What to work on
From the entries that follow, reproduce exactly and only the lines from the line with "Emit a single-file" to the line with "const navLinks = ['Apply', 'My", endpoints included.

>>>>>

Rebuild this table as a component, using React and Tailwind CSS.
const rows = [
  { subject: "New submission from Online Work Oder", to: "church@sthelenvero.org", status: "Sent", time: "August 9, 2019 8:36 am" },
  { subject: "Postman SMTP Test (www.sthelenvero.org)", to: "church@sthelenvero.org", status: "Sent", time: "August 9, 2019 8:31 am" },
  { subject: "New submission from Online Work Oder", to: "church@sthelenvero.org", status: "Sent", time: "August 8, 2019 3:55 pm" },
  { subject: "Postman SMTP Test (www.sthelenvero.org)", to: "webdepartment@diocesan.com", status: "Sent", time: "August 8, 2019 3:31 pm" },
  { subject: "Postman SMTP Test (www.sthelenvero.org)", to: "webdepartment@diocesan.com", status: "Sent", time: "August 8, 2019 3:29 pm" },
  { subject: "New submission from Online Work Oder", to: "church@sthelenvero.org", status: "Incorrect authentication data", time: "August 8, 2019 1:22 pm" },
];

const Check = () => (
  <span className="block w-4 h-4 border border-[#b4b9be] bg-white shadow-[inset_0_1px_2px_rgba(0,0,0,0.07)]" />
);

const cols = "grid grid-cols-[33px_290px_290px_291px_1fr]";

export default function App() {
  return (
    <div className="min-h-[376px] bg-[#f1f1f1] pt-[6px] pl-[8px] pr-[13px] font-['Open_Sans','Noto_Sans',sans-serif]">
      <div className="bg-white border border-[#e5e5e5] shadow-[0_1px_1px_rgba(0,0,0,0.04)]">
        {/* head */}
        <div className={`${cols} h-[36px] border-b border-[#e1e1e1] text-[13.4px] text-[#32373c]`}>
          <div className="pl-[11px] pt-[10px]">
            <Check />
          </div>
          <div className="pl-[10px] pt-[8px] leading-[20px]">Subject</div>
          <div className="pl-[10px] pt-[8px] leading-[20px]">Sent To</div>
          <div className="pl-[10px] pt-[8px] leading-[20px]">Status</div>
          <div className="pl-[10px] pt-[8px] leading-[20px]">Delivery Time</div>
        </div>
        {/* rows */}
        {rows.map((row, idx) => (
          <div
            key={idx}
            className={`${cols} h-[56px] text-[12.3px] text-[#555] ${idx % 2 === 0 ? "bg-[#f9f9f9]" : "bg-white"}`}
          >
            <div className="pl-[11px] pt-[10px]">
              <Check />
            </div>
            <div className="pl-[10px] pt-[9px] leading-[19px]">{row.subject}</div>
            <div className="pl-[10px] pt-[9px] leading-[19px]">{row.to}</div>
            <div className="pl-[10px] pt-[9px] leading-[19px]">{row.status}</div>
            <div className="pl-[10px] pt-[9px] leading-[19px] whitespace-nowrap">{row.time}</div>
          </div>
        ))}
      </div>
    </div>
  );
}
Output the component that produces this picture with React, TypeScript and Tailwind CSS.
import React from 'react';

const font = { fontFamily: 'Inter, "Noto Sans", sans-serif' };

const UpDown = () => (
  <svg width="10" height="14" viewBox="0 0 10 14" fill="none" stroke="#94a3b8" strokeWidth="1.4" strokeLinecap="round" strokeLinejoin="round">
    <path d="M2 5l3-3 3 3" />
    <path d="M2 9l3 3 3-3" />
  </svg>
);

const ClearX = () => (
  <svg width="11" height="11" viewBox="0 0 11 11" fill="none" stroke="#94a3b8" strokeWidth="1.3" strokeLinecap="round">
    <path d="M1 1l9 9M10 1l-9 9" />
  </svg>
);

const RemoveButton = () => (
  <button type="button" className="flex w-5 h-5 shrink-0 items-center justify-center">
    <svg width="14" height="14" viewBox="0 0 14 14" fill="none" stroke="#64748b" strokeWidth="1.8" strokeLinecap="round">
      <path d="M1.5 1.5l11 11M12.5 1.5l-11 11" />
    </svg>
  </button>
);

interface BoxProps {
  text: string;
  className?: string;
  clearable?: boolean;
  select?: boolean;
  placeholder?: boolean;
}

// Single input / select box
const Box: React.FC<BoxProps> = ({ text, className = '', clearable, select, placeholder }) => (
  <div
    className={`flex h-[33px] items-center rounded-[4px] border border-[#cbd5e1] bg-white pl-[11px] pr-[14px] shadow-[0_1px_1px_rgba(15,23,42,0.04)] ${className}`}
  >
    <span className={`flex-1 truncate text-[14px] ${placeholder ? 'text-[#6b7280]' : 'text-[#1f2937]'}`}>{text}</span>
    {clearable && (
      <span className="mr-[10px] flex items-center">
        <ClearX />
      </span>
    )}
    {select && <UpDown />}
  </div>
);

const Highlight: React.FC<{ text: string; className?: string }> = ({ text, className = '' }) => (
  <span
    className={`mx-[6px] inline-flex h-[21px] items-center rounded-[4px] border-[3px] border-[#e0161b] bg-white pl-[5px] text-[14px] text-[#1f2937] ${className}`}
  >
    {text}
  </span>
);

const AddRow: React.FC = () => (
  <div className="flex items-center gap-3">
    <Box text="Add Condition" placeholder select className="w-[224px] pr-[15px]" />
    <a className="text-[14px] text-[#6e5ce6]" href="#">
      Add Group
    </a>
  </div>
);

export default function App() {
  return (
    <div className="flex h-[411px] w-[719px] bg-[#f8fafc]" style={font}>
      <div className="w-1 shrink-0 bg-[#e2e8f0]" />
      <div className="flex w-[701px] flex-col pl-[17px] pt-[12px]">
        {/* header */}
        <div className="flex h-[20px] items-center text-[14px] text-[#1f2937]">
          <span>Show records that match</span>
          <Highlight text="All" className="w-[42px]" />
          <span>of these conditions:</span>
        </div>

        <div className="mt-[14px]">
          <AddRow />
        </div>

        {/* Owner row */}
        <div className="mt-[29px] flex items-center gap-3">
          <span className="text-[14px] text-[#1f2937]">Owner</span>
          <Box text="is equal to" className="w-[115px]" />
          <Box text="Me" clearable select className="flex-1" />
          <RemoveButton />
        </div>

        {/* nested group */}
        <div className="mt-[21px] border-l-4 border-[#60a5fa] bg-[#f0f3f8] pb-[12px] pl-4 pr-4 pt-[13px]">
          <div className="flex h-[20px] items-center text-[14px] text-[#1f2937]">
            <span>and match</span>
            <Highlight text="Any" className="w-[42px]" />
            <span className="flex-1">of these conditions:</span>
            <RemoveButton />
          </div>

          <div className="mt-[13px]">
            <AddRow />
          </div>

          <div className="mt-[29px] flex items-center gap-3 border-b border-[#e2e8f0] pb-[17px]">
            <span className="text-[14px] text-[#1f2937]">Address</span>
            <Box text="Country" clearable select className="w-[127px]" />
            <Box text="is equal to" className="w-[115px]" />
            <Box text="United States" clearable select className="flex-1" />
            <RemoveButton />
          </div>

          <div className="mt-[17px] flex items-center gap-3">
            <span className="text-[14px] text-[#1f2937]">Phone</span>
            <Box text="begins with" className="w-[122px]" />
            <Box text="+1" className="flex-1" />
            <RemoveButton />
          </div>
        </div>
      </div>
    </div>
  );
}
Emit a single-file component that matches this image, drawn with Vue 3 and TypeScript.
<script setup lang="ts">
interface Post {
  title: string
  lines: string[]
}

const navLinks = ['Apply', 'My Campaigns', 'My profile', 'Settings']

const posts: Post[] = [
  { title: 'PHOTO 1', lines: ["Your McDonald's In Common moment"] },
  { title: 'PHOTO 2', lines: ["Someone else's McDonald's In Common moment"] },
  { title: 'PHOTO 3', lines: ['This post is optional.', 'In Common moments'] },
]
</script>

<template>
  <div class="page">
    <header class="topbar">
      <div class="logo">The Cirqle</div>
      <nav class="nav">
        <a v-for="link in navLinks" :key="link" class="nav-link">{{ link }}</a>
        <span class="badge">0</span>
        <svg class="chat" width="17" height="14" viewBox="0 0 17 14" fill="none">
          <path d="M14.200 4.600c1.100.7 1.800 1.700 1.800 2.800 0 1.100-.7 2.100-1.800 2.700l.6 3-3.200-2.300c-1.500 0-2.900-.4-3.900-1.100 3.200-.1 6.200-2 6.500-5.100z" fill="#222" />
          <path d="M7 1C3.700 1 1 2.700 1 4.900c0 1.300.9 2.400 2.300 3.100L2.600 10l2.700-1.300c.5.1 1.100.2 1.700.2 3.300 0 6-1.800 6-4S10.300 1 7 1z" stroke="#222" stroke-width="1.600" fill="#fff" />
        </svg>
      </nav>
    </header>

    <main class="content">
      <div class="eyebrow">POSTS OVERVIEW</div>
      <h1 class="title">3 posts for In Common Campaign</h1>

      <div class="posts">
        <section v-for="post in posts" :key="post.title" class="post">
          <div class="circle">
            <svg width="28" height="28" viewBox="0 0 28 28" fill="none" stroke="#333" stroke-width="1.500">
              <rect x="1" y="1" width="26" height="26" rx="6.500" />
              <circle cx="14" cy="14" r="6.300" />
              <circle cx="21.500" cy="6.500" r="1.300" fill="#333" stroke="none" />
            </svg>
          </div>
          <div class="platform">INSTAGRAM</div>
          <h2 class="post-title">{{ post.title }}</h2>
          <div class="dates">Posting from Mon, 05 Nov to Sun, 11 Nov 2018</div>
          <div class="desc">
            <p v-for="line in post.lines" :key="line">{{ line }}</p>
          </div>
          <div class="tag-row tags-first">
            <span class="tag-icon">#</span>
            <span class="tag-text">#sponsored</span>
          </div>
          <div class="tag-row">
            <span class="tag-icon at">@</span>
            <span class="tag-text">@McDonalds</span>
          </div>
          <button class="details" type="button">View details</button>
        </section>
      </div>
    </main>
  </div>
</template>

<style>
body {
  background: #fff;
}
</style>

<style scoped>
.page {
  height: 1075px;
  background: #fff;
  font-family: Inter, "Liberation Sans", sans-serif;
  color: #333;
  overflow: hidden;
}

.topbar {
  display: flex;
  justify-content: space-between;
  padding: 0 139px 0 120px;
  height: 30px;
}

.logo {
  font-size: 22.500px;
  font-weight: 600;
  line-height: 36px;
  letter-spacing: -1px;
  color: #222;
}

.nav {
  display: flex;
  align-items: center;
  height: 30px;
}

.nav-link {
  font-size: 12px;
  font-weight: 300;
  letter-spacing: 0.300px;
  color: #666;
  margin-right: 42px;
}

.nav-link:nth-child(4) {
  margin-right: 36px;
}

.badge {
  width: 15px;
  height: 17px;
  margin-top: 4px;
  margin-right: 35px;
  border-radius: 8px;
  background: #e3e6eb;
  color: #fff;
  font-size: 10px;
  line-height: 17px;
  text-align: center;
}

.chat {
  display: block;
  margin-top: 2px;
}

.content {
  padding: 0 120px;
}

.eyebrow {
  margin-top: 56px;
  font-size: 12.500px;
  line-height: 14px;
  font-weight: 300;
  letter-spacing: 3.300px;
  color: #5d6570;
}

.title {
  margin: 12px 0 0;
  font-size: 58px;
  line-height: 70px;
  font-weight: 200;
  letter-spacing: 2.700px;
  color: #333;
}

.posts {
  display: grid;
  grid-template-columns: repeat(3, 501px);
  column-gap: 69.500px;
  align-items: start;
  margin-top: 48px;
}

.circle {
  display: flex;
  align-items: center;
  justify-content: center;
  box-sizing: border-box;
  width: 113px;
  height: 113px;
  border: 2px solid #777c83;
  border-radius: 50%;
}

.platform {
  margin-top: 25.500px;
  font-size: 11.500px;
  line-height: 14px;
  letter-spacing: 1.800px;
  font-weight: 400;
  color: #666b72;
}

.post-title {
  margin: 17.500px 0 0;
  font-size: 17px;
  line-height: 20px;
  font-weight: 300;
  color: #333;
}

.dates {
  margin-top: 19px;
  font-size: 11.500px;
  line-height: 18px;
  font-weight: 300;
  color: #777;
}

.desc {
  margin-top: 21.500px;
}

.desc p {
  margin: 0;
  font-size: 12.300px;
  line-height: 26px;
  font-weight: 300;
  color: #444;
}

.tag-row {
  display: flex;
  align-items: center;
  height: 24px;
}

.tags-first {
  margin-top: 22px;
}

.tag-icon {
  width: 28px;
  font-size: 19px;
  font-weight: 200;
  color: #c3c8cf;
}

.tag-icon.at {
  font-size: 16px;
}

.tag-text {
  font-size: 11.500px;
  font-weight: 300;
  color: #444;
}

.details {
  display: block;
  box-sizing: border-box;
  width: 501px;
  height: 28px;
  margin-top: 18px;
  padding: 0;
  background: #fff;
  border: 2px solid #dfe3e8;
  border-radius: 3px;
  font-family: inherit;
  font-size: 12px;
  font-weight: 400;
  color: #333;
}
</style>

<<<<<

Answer to this task
Emit a single-file component that matches this image, drawn with Vue 3 and TypeScript.
<script setup lang="ts">
interface Post {
  title: string
  lines: string[]
}

const navLinks = ['Apply', 'My Campaigns', 'My profile', 'Settings']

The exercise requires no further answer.